Vision, Values and Objectives

Sparks fostering Vision

Sparks Fostering aspires to create a culture whereby children and young people in our care are given every opportunity to thrive and recover from trauma. Every child placed into the care of a Sparks Fostering home will quickly see that they are part of an organisation that works together to meet the needs of every member of the organisation, including staff, foster carers and children. This will be made possible by establishing a well trained, highly motivated team who feel pride and a great sense of achievement for their contribution to the lives of the children looked after.

Sparks Fostering values and principles

Sparks Fostering staff and foster carers understand that whenever possible, children are best looked after within their families, with their parents playing a full part in their lives. However, compulsory intervention in family life is sometimes necessary in order to safeguard a child and promote their welfare.

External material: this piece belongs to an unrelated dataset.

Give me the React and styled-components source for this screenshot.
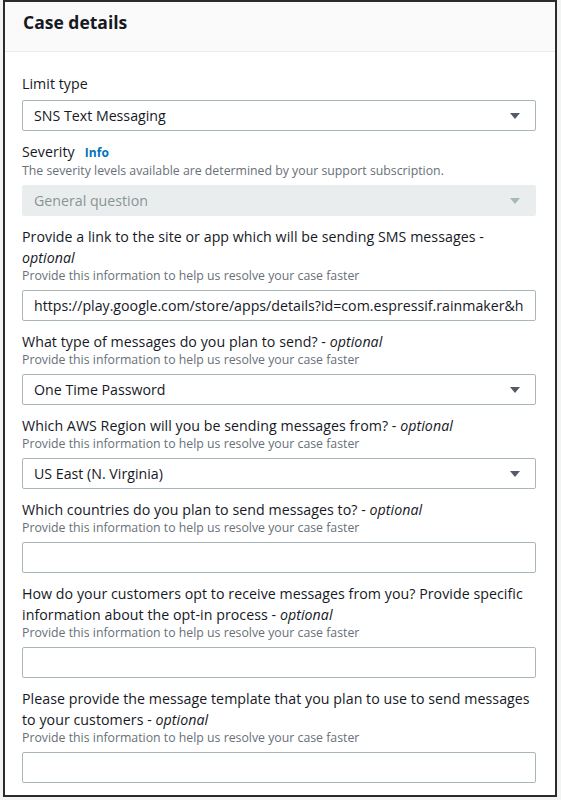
import styled, { createGlobalStyle } from "styled-components";

const GlobalStyle = createGlobalStyle`
  html, body {
    margin: 0;
    padding: 0;
    background: #f2f3f3;
  }
  body {
    font-family: "Open Sans", "Liberation Sans", sans-serif;
    color: #16191f;
  }
`;

const Frame = styled.div`
  box-sizing: border-box;
  width: 554px;
  height: 797px;
  margin-left: 3px;
  border: 2px solid #2b2b2b;
  background: #ffffff;
  display: flex;
  flex-direction: column;
  overflow: hidden;
`;

const Header = styled.div`
  height: 50px;
  background: #fafafa;
  border-bottom: 1px solid #eaeded;
  padding: 7px 18px 0;
  box-sizing: border-box;
`;

const Title = styled.h2`
  margin: 0;
  font-size: 17.5px;
  line-height: 26px;
  font-weight: 700;
  color: #16191f;
`;

const Body = styled.div`
  display: flex;
  flex-direction: column;
  gap: 10px;
  padding: 21px 19px 0 17px;
`;

const Field = styled.div`
  display: flex;
  flex-direction: column;
`;

const Label = styled.div`
  font-size: 14.2px;
  letter-spacing: 0.05px;
  line-height: 21px;
  color: #16191f;

  em {
    font-style: italic;
  }
`;

const InfoLink = styled.a`
  margin-left: 10px;
  font-size: 12px;
  font-weight: 700;
  color: #0073bb;
  text-decoration: none;
`;

const Hint = styled.div`
  font-size: 12.3px;
  line-height: 16px;
  color: #687078;
`;

const Select = styled.div`
  box-sizing: border-box;
  margin-top: 6px;
  height: 31px;
  display: flex;
  align-items: center;
  justify-content: space-between;
  padding: 0 15px 0 11px;
  border: 1px solid ${(p) => (p.disabled ? "#eaeded" : "#aab7b8")};
  border-radius: 2px;
  background: ${(p) => (p.disabled ? "#eaeded" : "#ffffff")};
  font-size: 14.2px;
  color: ${(p) => (p.disabled ? "#879596" : "#16191f")};
`;

const Caret = styled.span`
  width: 0;
  height: 0;
  border-left: 5px solid transparent;
  border-right: 5px solid transparent;
  border-top: 6px solid ${(p) => (p.disabled ? "#aab7b8" : "#545b64")};
`;

const TextInput = styled.input`
  box-sizing: border-box;
  margin-top: 6px;
  width: 100%;
  height: 31px;
  padding: 0 12px 0 11px;
  border: 1px solid #aab7b8;
  border-radius: 2px;
  background: #ffffff;
  font-family: inherit;
  font-size: 14.2px;
  color: #16191f;
  outline: none;
`;

const HINT = "Provide this information to help us resolve your case faster";

const Dropdown = ({ value, disabled }) => (
  <Select disabled={disabled}>
    <span>{value}</span>
    <Caret disabled={disabled} />
  </Select>
);

export default function App() {
  return (
    <>
      <GlobalStyle />
      <Frame>
        <Header>
          <Title>Case details</Title>
        </Header>
        <Body>
          <Field>
            <Label>Limit type</Label>
            <Dropdown value="SNS Text Messaging" />
          </Field>
          <Field>
            <Label>
              Severity<InfoLink href="#">Info</InfoLink>
            </Label>
            <Hint>
              The severity levels available are determined by your support
              subscription.
            </Hint>
            <Dropdown value="General question" disabled />
          </Field>
          <Field>
            <Label>
              Provide a link to the site or app which will be sending SMS
              messages - <em>optional</em>
            </Label>
            <Hint>{HINT}</Hint>
            <TextInput
              readOnly
              defaultValue="https://play.google.com/store/apps/details?id=com.espressif.rainmaker&hl=en"
            />
          </Field>
          <Field>
            <Label>
              What type of messages do you plan to send? - <em>optional</em>
            </Label>
            <Hint>{HINT}</Hint>
            <Dropdown value="One Time Password" />
          </Field>
          <Field>
            <Label>
              Which AWS Region will you be sending messages from? -{" "}
              <em>optional</em>
            </Label>
            <Hint>{HINT}</Hint>
            <Dropdown value="US East (N. Virginia)" />
          </Field>
          <Field>
            <Label>
              Which countries do you plan to send messages to? -{" "}
              <em>optional</em>
            </Label>
            <Hint>{HINT}</Hint>
            <TextInput />
          </Field>
          <Field>
            <Label>
              How do your customers opt to receive messages from you? Provide
              specific information about the opt-in process - <em>optional</em>
            </Label>
            <Hint>{HINT}</Hint>
            <TextInput />
          </Field>
          <Field>
            <Label>
              Please provide the message template that you plan to use to send
              messages to your customers - <em>optional</em>
            </Label>
            <Hint>{HINT}</Hint>
            <TextInput />
          </Field>
        </Body>
      </Frame>
    </>
  );
}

Sparks Fostering aims to, where possible, support rather than undermine the parental role. The significance of contact for children looked after, and of maintaining relationships with birth parents and the wider family, including siblings, halfsiblings and grandparents, is recognised, as is the foster parent’s role in this.

Children should have an enjoyable childhood, benefiting from excellent parenting and education, enjoying a wide range of opportunities to develop their talents and skills leading to a successful adult life.

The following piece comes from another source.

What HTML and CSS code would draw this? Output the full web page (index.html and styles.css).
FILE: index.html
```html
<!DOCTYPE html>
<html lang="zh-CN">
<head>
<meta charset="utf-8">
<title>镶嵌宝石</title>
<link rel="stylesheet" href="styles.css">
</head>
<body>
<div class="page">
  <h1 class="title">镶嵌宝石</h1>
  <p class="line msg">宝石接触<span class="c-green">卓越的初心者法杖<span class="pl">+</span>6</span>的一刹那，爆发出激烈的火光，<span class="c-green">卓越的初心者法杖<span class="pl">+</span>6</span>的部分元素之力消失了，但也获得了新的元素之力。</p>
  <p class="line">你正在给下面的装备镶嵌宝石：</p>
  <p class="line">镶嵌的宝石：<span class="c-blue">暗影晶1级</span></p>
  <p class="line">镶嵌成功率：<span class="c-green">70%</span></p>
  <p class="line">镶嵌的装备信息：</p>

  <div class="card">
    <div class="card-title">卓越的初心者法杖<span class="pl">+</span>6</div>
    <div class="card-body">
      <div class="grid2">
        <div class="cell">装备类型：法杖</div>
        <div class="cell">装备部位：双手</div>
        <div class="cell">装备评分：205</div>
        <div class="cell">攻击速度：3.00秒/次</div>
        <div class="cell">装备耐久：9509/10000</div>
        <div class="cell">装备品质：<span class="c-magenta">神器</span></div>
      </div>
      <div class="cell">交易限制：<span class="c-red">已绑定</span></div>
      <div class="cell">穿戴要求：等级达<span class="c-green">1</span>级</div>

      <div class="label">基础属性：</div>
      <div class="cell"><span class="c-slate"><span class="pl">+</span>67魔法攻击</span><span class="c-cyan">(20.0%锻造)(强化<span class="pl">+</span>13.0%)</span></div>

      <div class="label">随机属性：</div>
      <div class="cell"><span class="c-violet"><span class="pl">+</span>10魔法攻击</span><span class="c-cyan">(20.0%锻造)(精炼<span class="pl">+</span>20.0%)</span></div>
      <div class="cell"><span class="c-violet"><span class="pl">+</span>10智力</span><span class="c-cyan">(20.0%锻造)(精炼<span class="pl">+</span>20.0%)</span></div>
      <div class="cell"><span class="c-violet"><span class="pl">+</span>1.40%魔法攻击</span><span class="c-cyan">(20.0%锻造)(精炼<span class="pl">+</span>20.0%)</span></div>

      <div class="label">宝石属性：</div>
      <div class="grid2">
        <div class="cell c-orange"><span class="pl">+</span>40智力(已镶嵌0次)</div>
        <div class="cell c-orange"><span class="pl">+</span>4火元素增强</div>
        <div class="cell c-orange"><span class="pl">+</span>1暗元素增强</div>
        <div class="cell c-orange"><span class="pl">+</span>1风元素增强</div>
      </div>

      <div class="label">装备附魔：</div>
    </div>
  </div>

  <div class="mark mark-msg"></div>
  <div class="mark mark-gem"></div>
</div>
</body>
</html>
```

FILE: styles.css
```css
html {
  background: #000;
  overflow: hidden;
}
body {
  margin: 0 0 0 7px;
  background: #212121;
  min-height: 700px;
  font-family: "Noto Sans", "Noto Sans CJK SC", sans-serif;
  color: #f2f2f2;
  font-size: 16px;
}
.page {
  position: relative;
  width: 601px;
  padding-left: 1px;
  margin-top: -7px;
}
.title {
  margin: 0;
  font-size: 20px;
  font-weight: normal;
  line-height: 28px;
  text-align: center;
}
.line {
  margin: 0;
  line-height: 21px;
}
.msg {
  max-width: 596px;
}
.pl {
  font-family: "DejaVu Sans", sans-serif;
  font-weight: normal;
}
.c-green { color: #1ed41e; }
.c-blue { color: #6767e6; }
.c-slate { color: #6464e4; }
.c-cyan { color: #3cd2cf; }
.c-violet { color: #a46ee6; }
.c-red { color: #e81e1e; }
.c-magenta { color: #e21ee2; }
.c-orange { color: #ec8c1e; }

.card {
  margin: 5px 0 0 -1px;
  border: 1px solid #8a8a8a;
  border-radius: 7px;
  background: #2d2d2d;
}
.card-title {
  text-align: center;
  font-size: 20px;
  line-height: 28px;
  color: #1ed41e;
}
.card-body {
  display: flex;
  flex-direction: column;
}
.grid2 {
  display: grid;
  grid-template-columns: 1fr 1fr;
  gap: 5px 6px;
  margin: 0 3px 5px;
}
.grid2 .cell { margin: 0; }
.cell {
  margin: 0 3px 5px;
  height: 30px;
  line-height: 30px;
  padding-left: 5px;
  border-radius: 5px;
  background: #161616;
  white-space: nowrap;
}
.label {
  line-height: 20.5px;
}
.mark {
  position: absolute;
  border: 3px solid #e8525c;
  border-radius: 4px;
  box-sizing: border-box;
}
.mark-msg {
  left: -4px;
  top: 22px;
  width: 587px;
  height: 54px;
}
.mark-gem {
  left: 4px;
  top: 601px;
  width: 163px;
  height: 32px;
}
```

Children are entitled to grow up in a loving environment that can meet their developmental needs.

Every child should have his or her wishes and feelings listened to and taken into account. The child’s wishes and feelings should always be established and taken into account when taking decisions in respect of children looked after.

The particular needs of disabled children and children with complex needs will be fully recognised and taken into account

Each child should be valued as an individual and given personalised support in line with their individual needs and background in order to develop their identity, self-confidence and self-worth.

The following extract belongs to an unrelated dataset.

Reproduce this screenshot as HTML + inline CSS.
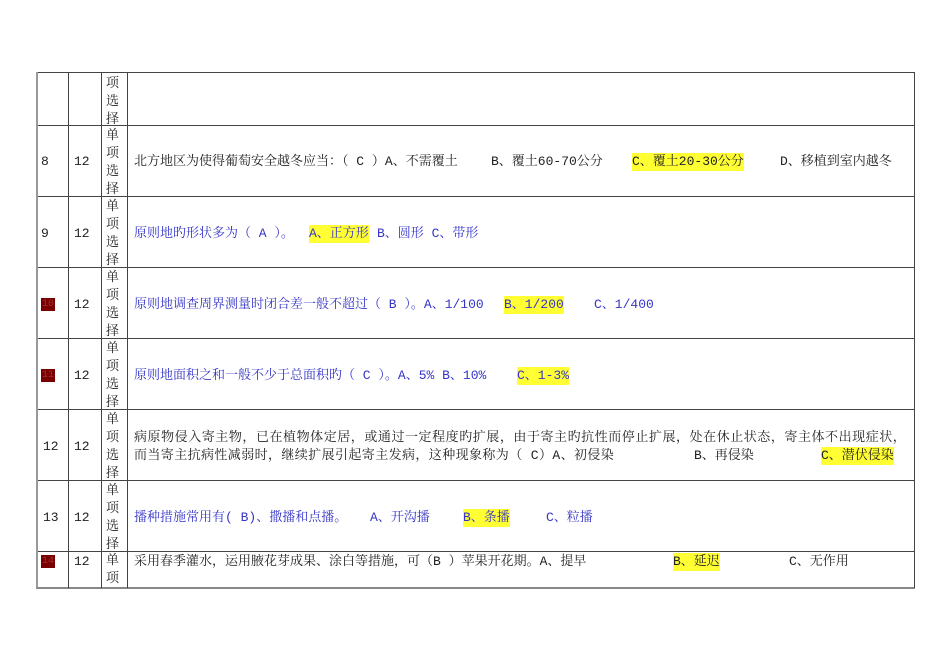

Children in foster care deserve to be treated as a good parent would treat their own children and to have the opportunity for as full an experience of family life and childhood as possible, without unnecessary restrictions.

Foster parents are required by their Foster Care Agreement to care for any child placed as if the child was a child of the foster parent’s family. The default position should be that the foster parent does not treat the child differently to their own children.

Foster parents have an important contribution to make in planning and decision making about the child

The central importance of the child’s relationship with their foster parent is acknowledged and the work of the wider team around the child will be undertaken in a way that strengthens and supports the role of the foster parent.

Foster parents are recognised as having (or developing) the skill, knowledge, expertise, self-awareness, commitment and the ability to work as part of the team around the child

Sparks Fostering and responsible authorities must value and promote the central role of foster parents as part of the wider team, not just caring for and supporting the child, but also contributing to planning for the child, for example through attending reviews and meetings with other professionals concerned with the child.

Foster parents have a right to full information about the child

The status of foster parents is respected, and their levels of authority clearly defined so that they can give children in their care a full experience of family life, safeguard them and help them to grow and reach their potential. The central importance of the child’s relationship with their foster parent is acknowledged and foster parents should be recognised as core members of the team working with the child

Foster parents receive relevant support services and development opportunities in order to provide the best care for children

Genuine partnership between all those involved in fostering children is essential; this includes the Government, local government, other statutory agencies, fostering service providers and foster parents.

Further Information

Our main objectives

Matching Fostering Families With Children In The Care Of The Local Authority

Sparks Fostering is an independent fostering provider which matches fostering families with children in the care of the local authority who are aged between 0 to 18 years (although foster parents will be encouraged to care for children beyond this age whenever this is possible).

Meeting The Needs Of Children

Recruitment of foster parents is geared towards meeting the needs of children who are waiting for placement; therefore, reasonable effort will be made to ensure the demographics of foster parents reflect the diversity of children who are waiting for fostering placements.

Strategically Recruit And Assess Prospective Foster Parents

The main tasks for Sparks Fostering are to strategically recruit and assess prospective foster parents; to train the parents so they are able to offer the best level of care to the children; to match children to the homes which are most likely to suit the needs of the child; to support the foster parents and children as build their relationship; to supervise foster parents and staff; and to continue to offer support, training and supervision to staff and foster parents for as long as the placement lasts. All of these core functions are expanded upon in considerable detail in later policies and procedures and will be central to the training topics offered to foster parents, other fostering family members, and to Sparks Fostering staff.